I sometimes feel like I’m going to spend my whole life trying to figure out Peace. My biggest hurdle is Able Green. Who is Able Green? There is very little written about him online (that I think is plausible, anyway). Dave, I always thought Able Green WAS Mrs. Green’s son at the party. So with your train of thought, it would make the murdered boy in the coldroom Able Green himself. 
   
  Your idea of One Devil is intriguing.  I am certainly not disagreeing since I have no idea what the real solution is.  My pet theory is that Weer is a psychopath.  I got the idea after I read about the psychopath HH Holmes in the book The Devil in the White City.  I had never connected the harem room with Weer’s father before, but if I do say so, I think my psychopath theory would still work with that,  since Weer puts things in the house he associates with his victims.
   
  I will hold off on expounding further until I’ve reread Peace (for, like, the tenth time). But keep the ideas coming.  It’s all pieces of the puzzle (no pun intended).
   
  PS – Yes, the color names make me think of Clue.  And for good reason.  In Clue, the names are supposed to be pseudonyms to keep the players anonymous.  I think Weer also uses pseudonyms.  
   
  PPS – Am I the only goof who can’t figure out what Weer’s Tang-like drink is named?


Dave Tallman <davetallman at msn.com> wrote:  
I'm new to this list and I'm just beginning to read some Gene Wolfe books I bought years ago. Most recently I read "Free Live Free" and "Peace". I read the New Sun series a long time ago and plan to reread it also.

I read many speculations here about who Alden Weer might have murdered, if anyone. Here is a clue I haven't seen discussed here: the idea that a murderer and his victim will become "one devil" if both were evil. I'll assume that Wolfe meant this to be true in this book.

This made me look for memories that might not belong to Weer. There's nothing that might belong to a divorced librarian from New Jersey, so that suggests Weer didn't kill Lois. The only thing out-of-place is the harem room; Weer says he never ordered it. Where could it have come from? Weer's father was in Istanbul at the time of Aunt Olivia's wedding.

Weer was estranged from his father and probably hated him. He went on hunting trips with him, so there would have been opportunities to arrange an "accident." Weer is obsessed with a large ax and reads its handle at least twice a day. There's also a smaller cruiser ax with the same brand (father and son axes?).

I think Lois left town, just as Weer said. He kept her gun under his pillow because he was afraid of her. He thought she might return to silence him about her intended crime; she meant to kill him and take everything for herself if they had actually found the treasure.

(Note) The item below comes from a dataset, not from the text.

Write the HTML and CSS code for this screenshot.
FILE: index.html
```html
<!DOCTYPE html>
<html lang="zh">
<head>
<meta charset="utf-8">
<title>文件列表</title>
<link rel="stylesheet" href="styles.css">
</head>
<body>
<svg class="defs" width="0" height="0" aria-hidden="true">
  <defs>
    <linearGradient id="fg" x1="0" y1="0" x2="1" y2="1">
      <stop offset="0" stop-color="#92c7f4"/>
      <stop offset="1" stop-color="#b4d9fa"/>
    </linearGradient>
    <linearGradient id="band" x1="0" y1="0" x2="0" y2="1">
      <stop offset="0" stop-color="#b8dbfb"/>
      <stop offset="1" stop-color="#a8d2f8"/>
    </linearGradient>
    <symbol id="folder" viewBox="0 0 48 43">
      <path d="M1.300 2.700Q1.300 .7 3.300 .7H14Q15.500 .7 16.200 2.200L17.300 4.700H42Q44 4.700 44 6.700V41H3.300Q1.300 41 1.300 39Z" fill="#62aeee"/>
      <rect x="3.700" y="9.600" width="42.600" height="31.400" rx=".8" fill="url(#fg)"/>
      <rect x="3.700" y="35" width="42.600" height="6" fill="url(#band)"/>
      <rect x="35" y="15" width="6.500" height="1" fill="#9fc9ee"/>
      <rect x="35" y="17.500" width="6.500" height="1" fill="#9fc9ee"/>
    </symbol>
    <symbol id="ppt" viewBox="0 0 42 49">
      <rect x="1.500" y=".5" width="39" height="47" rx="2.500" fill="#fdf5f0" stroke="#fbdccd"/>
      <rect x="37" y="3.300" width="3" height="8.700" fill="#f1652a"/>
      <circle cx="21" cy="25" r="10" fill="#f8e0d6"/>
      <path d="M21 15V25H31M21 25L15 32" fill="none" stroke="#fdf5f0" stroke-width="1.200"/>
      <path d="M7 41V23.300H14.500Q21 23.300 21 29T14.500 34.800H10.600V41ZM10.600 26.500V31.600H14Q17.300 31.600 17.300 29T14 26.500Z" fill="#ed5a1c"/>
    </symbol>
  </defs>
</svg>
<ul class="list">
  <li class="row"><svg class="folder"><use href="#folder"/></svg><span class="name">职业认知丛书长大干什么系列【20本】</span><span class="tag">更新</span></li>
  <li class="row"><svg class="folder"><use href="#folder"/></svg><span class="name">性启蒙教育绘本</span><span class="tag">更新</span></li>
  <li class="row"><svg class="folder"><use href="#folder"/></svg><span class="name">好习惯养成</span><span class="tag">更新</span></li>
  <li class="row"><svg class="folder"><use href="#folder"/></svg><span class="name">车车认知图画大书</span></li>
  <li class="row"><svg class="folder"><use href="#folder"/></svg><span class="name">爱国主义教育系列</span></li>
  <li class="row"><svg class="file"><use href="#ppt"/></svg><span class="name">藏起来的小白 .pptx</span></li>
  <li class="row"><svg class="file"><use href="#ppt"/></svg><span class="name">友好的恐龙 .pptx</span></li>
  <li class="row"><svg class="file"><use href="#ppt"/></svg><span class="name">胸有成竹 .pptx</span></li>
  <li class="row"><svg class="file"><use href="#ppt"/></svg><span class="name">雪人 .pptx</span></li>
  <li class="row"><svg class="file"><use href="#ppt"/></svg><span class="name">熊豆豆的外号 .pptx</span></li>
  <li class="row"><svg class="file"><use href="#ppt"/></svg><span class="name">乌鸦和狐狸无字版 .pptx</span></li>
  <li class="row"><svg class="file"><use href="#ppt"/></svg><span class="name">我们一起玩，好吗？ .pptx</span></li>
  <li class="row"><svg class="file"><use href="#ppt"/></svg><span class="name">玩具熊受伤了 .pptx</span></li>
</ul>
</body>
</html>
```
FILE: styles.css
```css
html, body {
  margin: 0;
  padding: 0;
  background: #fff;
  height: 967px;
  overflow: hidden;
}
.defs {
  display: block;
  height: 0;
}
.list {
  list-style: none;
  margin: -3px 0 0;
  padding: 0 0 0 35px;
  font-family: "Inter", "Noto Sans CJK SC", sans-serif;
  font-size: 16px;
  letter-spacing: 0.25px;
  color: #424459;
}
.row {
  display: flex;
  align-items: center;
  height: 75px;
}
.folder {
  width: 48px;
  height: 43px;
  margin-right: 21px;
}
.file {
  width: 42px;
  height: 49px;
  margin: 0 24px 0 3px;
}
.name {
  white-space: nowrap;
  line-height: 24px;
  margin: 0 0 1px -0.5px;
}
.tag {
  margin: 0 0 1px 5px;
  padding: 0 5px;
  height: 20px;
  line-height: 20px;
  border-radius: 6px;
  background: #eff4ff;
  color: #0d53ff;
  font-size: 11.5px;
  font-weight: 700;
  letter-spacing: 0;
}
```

The coldroom victim? If it's someone we know, and Weer did it, I'll have to say it was one of Abel Green's sons. Only children of nearly the same age would be invited to a five-year-old's party (and a Green child was, since the mother was there). It could also have been an older brother of Tom Singer's, but Abel is named for the first murder victim in the Bible. There's no "one devil" problem here if the victim was innocent (as Abel was). Abel Green himself might be identified with the old farmer who complains about the potatoes in the last chapter, but I don't have great evidence for this.

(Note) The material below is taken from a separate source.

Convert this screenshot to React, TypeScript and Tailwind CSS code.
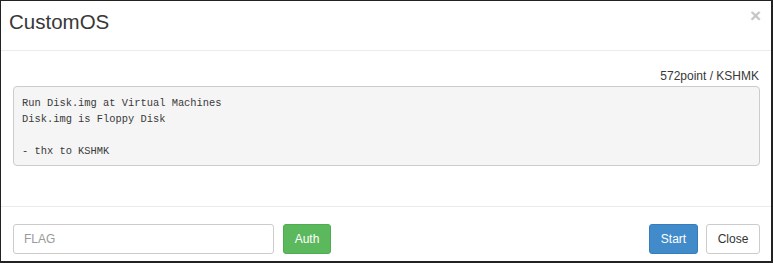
export default function App() {
  return (
    <div
      className="w-[773px] h-[263px] bg-white border-t border-l border-r-2 border-b-2 border-[#222] flex flex-col text-[#333]"
      style={{ fontFamily: '"Liberation Sans", Arial, sans-serif' }}
    >
      <div className="h-[50px] shrink-0 border-b border-[#ebebeb] flex justify-between items-start pl-[8px] pr-[10px]">
        <h4 className="text-[20.5px] leading-[28px] pt-[7px] text-[#383838]">CustomOS</h4>
        <span className="text-[19px] leading-[20px] font-bold text-[#c6c6c6] pt-[5px]">×</span>
      </div>

      <div className="flex-1 pl-[12px] pr-[11px] pt-[17px]">
        <div className="text-right text-[12px] leading-[17px] mb-[1px] pr-[1px] text-[#383838]">572point / KSHMK</div>
        <pre
          className="h-[80px] bg-[#f5f5f5] border border-[#ccc] rounded-[4px] px-[8px] pt-[8px] text-[10.4px] leading-[16px] text-[#3a3a3a]"
          style={{ fontFamily: '"Liberation Mono", "DejaVu Sans Mono", monospace' }}
        >
{`Run Disk.img at Virtual Machines
Disk.img is Floppy Disk

- thx to KSHMK`}
        </pre>
      </div>

      <div className="h-[55px] shrink-0 border-t border-[#ebebeb] flex items-start pl-[12px] pr-[11px] pt-[17px] text-[12px]">
        <input
          placeholder="FLAG"
          className="w-[261px] h-[30px] border border-[#ccc] rounded-[3px] px-[10px] text-[12px] placeholder:text-[#999] outline-none"
        />
        <button className="ml-[9px] w-[48px] h-[30px] rounded-[3px] bg-[#5cb85c] border border-[#4cae4c] text-white">
          Auth
        </button>
        <div className="flex-1" />
        <button className="w-[49px] h-[30px] rounded-[3px] bg-[#428bca] border border-[#357ebd] text-white">
          Start
        </button>
        <button className="ml-[8px] w-[54px] h-[30px] rounded-[3px] bg-white border border-[#ccc] text-[#333]">
          Close
        </button>
      </div>
    </div>
  );
}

My take on the whole story is that Weer isn't in Hell (yet), but the process of becoming "one devil" with his father has started. His spirit was roused by the falling elm, and at the end he goes back to "sleep." Final judgment will come later. "Many who sleep in the dust of the earth shall awake, some to everlasting life, and some to shame and everlasting contempt."

One more speculation on the "one devil" theme. When Aunt Olivia speaks to Weer at the end, she uses exactly the same words as before. If this was "one devil," one might expect her to call him "Alden" instead of "Den", since that's what Professor Peacock always called him. But maybe that would have made the other murder mystery too easy.

By the way, did the name "Professor Peacock" and the other color names make anyone think of the game of "Clue?"